7) Academic freedom means you can publish works that might be construed as provocative and even infuriating such as holocaust revisionism or even denial. You can defend sexism and homophobia in your writings and lectures. Academic freedom does not inoculate one from protest or criticism and protects academics who may challenge such writings or utterances. But you have the right! You can dare to dissent from prevailing orthodoxy whether you are a reactionary or a revolutionary or somewhere in between. You can dare to challenge the stultifying conformity that may attempt to punish, censor or throttle your rights. Academic freedom is content neutral or at least should be! It protects academicians from retaliation, arrest or dismissal for expressing opinions on matters of public concern.

8) It means you are able to protest and challenge both faculty and administration authority. Other than the Garcetti v Ceballos case that attempted to prevent employees from criticising their employer when carrying out their public duties, and even that case left some space for academicians at public universities, academic freedom means you are not an employee but part of the governance structure of a post-secondary institution. You are not a 9-5 employee but have rights to participate in and effectuate policies from financial, curricular, personnel decisions, strategic planning and programme evaluation and expansion.

9) Academic freedom means that you have the right to organise for the purposes of collective bargaining to reach a contract, and the right to challenge institutions such as the Supreme Court that may rule otherwise. The rule of law is not merely defined by those who make it such as a legislative body or judicial entity. It is defined by the citizen who is not a subject. Unions and collective bargaining are under attack and so is academic freedom that gives Americans–yes even educators–the right to organise. Public-university employees have the right. Part-time faculty have the right whether they are employed at private or public universities or colleges of higher learning. Full-time faculty at private institutions do not have the right but need to seize it, take it and defy illegitimate authority.
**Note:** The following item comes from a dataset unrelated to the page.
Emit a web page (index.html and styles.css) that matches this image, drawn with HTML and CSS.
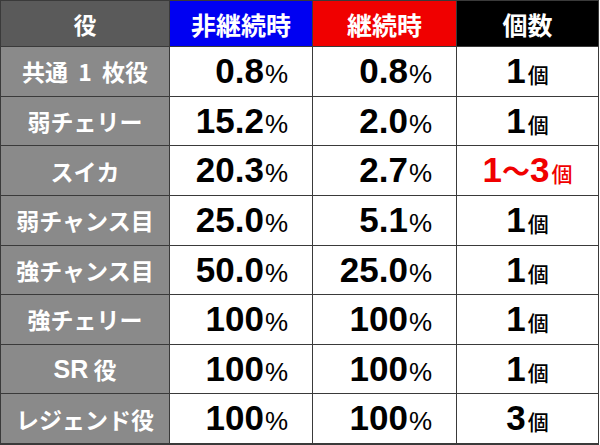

10) Academic freedom is fragile and under great stress in the United States. Many rights and freedoms are. I agree with the Tea Party on that assessment but little else. Tenure is the basic structure in which academic freedom can flourish. If professors cannot anticipate being offered an annual contract and are fearful of losing their jobs and livelihoods, they will self-censor and tailor their teaching to the power-elite ideology to avoid any complaint or hint of apostasy or challenging the dominant culture. Tenure is dying by a thousand cuts as the professoriate is increasingly off the tenure stream as the new majority of part-time and “term” appointments dominate instruction in the United States.